Although Reuters is careful to note that the results do not indicate that the small, pacemaker-like device has any hope in acting as a cure, “it may restore some measure of activity in areas of the brain whose decline is linked to Alzheimer’s symptoms like memory loss, depression and agitation,” the article reports.
This study, published online in the Archives of Neurology this week, was undertaken to test whether deep brain stimulation (DBS) “would increase cerebral glucose metabolism in cortical and hippocampal circuits and that increased metabolism would be correlated with better clinical outcomes.”
Gwenn Smith, PhD., the study’s lead author noted that despite the encouraging changes seen in the brains of the participants of this safety study, the technique needs to be tested in a larger population. This trial involved five patients (four men and one woman) with mild, probable Alzheimer’s disease.
This implant is already frequently used in Parkinson’s disease patients to alleviate tremors and help control their movements.

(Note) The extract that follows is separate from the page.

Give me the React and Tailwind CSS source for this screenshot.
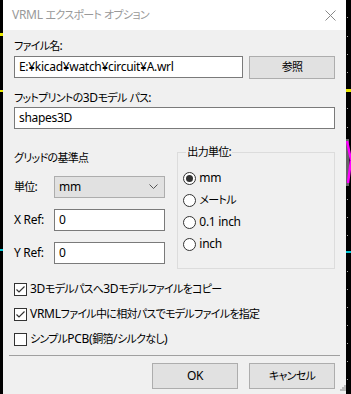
import React from "react";

const font = { fontFamily: '"Noto Sans", "Noto Sans CJK JP", sans-serif' };

function J({ children }) {
  const parts = String(children).split(/([\u3000-\u30ff\u4e00-\u9fff\uff00-\uffef]+)/);
  return (
    <>
      {parts.map((p, i) =>
        i % 2 === 1 ? (
          <span key={i} className="text-[11px] tracking-[-0.7px]">{p}</span>
        ) : (
          <React.Fragment key={i}>{p}</React.Fragment>
        )
      )}
    </>
  );
}

function Radio({ checked, label }) {
  return (
    <div className="flex items-center h-[22px]">
      <span className="w-[13px] h-[13px] rounded-full border border-[#333] bg-white flex items-center justify-center shrink-0">
        {checked && <span className="w-[7px] h-[7px] rounded-full bg-[#333]" />}
      </span>
      <span className="ml-[3px] text-[12px] leading-[16px] text-black"><J>{label}</J></span>
    </div>
  );
}

function Check({ checked, label }) {
  return (
    <div className="flex items-center h-[16px]">
      <span className="w-[13px] h-[13px] border border-[#333] bg-white flex items-center justify-center shrink-0">
        {checked && (
          <svg width="11" height="11" viewBox="0 0 11 11">
            <path d="M1.5 5.5 L4 8 L9.5 2.5" fill="none" stroke="#333" strokeWidth="1.2" />
          </svg>
        )}
      </span>
      <span className="ml-[3px] text-[12px] leading-[16px] text-black whitespace-nowrap"><J>{label}</J></span>
    </div>
  );
}

export default function App() {
  return (
    <div
      className="relative w-[351px] h-[394px] bg-black overflow-hidden tracking-[-0.3px] [font-feature-settings:'palt']"
      style={font}
    >
      {/* canvas behind */}
      <svg className="absolute left-0 top-0" width="351" height="394">
        <rect x="0" y="33" width="3" height="3" fill="#e8e800" />
        <rect x="0" y="90" width="3" height="2" fill="#e8e800" />
        <rect x="0" y="249" width="3" height="2" fill="#00c8d8" />
        {[17, 36, 54, 72, 108, 127, 199, 217, 235, 271, 289, 307, 325, 343, 361, 379].map((y) => (
          <rect key={y} x="347" y={y} width="1" height="1" fill="#aaa" />
        ))}
        <rect x="346" y="89" width="5" height="3" fill="#e8e800" />
        <rect x="346" y="139" width="3" height="47" fill="#666" />
        <path d="M347 141 L351 160 L348 183" stroke="#ff00ff" strokeWidth="2.5" fill="none" />
        <rect x="346" y="251" width="5" height="2" fill="#00c8d8" />
      </svg>

      <div className="absolute left-[3px] top-0 w-[343px] h-[394px] flex flex-col">
        {/* title bar */}
        <div className="h-[30px] bg-white flex items-center justify-between pl-[9px] pr-[10px] shrink-0">
          <span className="text-[12px] text-[#999]"><J>VRML エクスポート オプション</J></span>
          <svg width="11" height="11" viewBox="0 0 11 11">
            <path d="M0.5 0.5 L10.5 10.5 M10.5 0.5 L0.5 10.5" stroke="#888" strokeWidth="1" />
          </svg>
        </div>

        {/* body */}
        <div className="flex-1 bg-[#f0f0f0] flex flex-col px-[11px] relative">
          <div className="mt-[8px] text-[12px] leading-[16px] text-black"><J>ファイル名:</J></div>
          <div className="mt-[2px] flex">
            <div className="w-[229px] h-[22px] border border-[#7a7a7a] bg-white flex items-center pl-[4px] text-[12px] text-black">
              E:¥kicad¥watch¥circuit¥A.wrl
            </div>
            <div className="ml-[6px] w-[86px] h-[23px] border border-[#adadad] bg-[#e1e1e1] flex items-center justify-center text-[12px] text-black">
              <J>参照</J>
            </div>
          </div>

          <div className="mt-[11px] text-[12px] leading-[16px] text-black"><J>フットプリントの3Dモデル パス:</J></div>
          <div className="mt-[1px] w-[321px] h-[22px] border border-[#7a7a7a] bg-white flex items-center pl-[4px] text-[12px] text-black">
            shapes3D
          </div>

          <div className="flex mt-[23px]">
            {/* left column */}
            <div className="w-[167px] flex flex-col">
              <div className="mt-[-2px] text-[12px] leading-[16px] text-black"><J>グリッドの基準点</J></div>
              <div className="mt-[10px] flex items-center">
                <span className="w-[40px] text-[12px] text-black"><J>単位:</J></span>
                <div className="w-[111px] h-[22px] border border-[#adadad] bg-[#e1e1e1] flex items-center justify-between pl-[4px] pr-[6px] text-[12px] text-black">
                  <span>mm</span>
                  <svg width="9" height="6" viewBox="0 0 9 6">
                    <path d="M0.5 0.5 L4.5 4.5 L8.5 0.5" fill="none" stroke="#555" strokeWidth="1" />
                  </svg>
                </div>
              </div>
              <div className="mt-[11px] flex items-center">
                <span className="w-[40px] text-[12px] text-black">X Ref:</span>
                <div className="w-[111px] h-[22px] border border-[#7a7a7a] bg-white flex items-center pl-[4px] text-[12px] text-black">0</div>
              </div>
              <div className="mt-[11px] flex items-center">
                <span className="w-[40px] text-[12px] text-black">Y Ref:</span>
                <div className="w-[111px] h-[22px] border border-[#7a7a7a] bg-white flex items-center pl-[4px] text-[12px] text-black">0</div>
              </div>
            </div>

            {/* output unit group */}
            <div className="relative w-[161px] h-[117px] border border-[#dcdcdc] flex flex-col pl-[5px] pt-[14px]">
              <span className="absolute left-[8px] top-[-9px] bg-[#f0f0f0] px-[1px] text-[12px] leading-[16px] text-black"><J>出力単位:</J></span>
              <Radio checked label="mm" />
              <Radio label="メートル" />
              <Radio label="0.1 inch" />
              <Radio label="inch" />
            </div>
          </div>

          <div className="mt-[12px] flex flex-col gap-[9px]">
            <Check checked label="3Dモデルパスへ3Dモデルファイルをコピー" />
            <Check checked label="VRMLファイル中に相対パスでモデルファイルを指定" />
            <Check label="シンプルPCB(銅箔/シルクなし)" />
          </div>

          <div className="mt-[8px] ml-[-5px] w-[331px] h-[1px] bg-[#a0a0a0]" />

          <div className="mt-[7px] flex justify-end gap-[11px]">
            <div className="w-[86px] h-[26px] border border-[#adadad] bg-[#e1e1e1] flex items-center justify-center text-[12px] text-black">OK</div>
            <div className="w-[86px] h-[26px] border border-[#adadad] bg-[#e1e1e1] flex items-center justify-center text-[12px] text-black"><J>キャンセル</J></div>
          </div>

          <svg className="absolute right-[0px] bottom-[2px]" width="7" height="7" viewBox="0 0 7 7">
            {[[5, 0], [3, 2], [5, 2], [1, 4], [3, 4], [5, 4]].map(([x, y], i) => (
              <rect key={i} x={x} y={y} width="2" height="2" fill="#bbb" />
            ))}
          </svg>
        </div>
      </div>
    </div>
  );
}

Continuous electrical impulses are delivered into the brain with this device.
The patients involved in the study had these devices implanted close to the brain region believed to be important in memory storage. Two weeks later, the researchers turned the devices on and kept the settings and patient medications constant for a year.
To test the effectiveness of this implant, the patients received PET scans at the one, six, and 12-month treatment periods. What they found was an overall increase in brain activity in all of the patients with the implants.
According to Smith, the patients in the trial still experienced decline, though it was less than would be expected. Cognitive function declined in all but one patient, while quality of life actually remained static.
However, researchers note it is not the cognitive measurements that interest them, but rather evidence of increased brain cell activity. Brain cell activity impacted the blood flow and those with better blood flow seemed to have less cognitive decline.
This treatment resembles a study published in the New England Journal of Medicine earlier this year which also used electric stimulation and showed promise in improving the mental abilities in those with chronic pain, Parkinson’s, and Alzheimer’s. The Wall Street Journalexplains that when implanted electrodes stimulated a specific region of the brain known as the entorhinal area, memory improvements were noted.
At this point, few effective Alzheimer’s treatments exist, making these studies very exciting for the medical community. Although researchers in both studies admit the benefits of DBS need further study with far larger test populations, these preliminary results provide much-needed direction in the future treatment of Alzheimer’s and related diseases.